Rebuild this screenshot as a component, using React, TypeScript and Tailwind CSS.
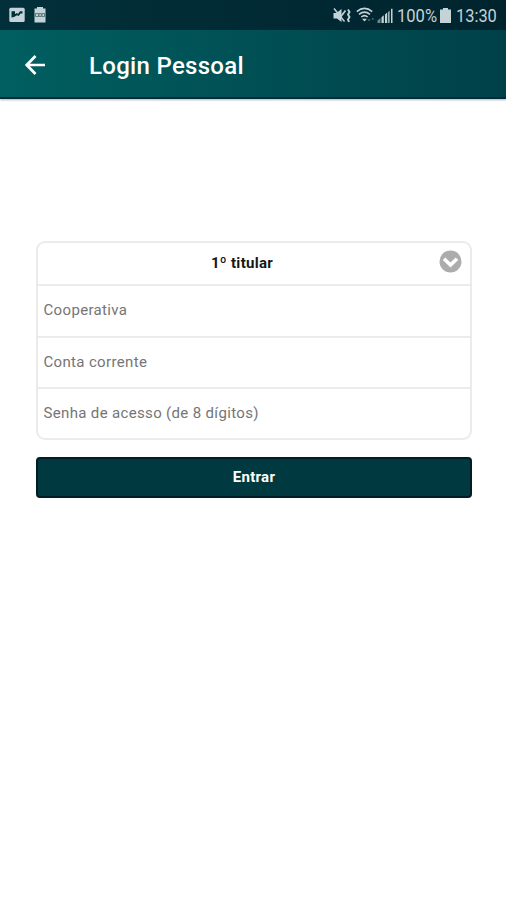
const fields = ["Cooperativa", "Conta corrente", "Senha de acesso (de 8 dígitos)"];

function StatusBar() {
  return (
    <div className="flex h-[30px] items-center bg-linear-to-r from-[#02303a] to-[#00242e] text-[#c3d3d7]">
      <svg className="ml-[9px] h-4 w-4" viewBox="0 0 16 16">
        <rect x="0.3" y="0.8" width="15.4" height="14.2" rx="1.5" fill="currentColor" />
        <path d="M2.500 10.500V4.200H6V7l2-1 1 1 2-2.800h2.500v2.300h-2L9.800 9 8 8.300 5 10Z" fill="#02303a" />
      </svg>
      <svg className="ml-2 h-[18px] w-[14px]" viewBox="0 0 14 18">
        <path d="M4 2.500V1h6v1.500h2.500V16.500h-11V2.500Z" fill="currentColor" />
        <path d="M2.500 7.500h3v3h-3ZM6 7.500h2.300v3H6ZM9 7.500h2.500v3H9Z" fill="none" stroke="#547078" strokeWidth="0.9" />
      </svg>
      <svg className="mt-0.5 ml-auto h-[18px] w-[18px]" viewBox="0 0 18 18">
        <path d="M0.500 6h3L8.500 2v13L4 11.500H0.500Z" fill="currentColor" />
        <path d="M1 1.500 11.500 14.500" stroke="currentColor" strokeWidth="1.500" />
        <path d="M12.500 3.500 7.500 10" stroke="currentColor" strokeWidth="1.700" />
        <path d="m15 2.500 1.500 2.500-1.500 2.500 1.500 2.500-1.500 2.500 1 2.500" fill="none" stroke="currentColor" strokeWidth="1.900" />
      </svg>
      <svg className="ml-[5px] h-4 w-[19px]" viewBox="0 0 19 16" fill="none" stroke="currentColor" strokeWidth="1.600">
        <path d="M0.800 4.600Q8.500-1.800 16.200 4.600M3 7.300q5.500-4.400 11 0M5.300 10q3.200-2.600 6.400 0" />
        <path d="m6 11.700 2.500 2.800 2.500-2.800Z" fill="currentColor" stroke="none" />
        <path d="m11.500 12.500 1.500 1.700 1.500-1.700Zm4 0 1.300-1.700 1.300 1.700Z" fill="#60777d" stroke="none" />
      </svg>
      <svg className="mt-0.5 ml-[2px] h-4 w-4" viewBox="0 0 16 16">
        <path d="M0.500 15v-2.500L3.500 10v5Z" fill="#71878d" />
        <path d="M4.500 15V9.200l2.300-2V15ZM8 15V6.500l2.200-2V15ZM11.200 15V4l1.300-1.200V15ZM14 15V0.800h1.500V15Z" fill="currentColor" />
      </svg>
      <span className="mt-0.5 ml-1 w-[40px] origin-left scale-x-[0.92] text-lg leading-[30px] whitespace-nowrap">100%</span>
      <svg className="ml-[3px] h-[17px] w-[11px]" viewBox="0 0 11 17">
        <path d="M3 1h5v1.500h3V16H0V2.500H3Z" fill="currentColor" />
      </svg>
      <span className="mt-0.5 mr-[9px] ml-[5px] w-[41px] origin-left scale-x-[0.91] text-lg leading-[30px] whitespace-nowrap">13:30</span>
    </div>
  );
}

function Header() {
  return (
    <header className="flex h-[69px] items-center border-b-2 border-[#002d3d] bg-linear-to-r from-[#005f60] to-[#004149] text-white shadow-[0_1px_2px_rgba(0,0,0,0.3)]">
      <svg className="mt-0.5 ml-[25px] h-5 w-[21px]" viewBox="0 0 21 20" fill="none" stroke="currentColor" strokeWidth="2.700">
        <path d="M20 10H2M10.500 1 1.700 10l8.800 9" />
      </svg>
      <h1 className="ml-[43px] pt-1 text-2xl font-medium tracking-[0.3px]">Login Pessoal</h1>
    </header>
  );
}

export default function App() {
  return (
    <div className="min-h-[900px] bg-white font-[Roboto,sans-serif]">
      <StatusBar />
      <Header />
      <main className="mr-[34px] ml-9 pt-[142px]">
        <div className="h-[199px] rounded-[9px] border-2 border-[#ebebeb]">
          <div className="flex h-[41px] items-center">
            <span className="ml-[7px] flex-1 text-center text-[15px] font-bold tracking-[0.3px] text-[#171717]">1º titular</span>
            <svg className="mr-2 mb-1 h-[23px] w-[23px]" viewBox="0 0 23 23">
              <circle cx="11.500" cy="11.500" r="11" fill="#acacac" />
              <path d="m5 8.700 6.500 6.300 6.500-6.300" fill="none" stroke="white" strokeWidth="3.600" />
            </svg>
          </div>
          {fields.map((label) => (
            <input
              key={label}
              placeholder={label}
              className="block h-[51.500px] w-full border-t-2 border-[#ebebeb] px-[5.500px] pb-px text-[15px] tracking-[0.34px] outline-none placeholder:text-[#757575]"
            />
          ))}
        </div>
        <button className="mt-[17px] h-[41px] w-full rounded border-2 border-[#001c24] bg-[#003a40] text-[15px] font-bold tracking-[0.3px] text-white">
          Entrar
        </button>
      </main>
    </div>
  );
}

- To be done -
Copy nothing but the lines from the top of the material through the line holding "de acesso (de", exactly as written; omit pictures.

- Solution for this exercise -
Rebuild this screenshot as a component, using React, TypeScript and Tailwind CSS.
const fields = ["Cooperativa", "Conta corrente", "Senha de acesso (de 8 dígitos)"];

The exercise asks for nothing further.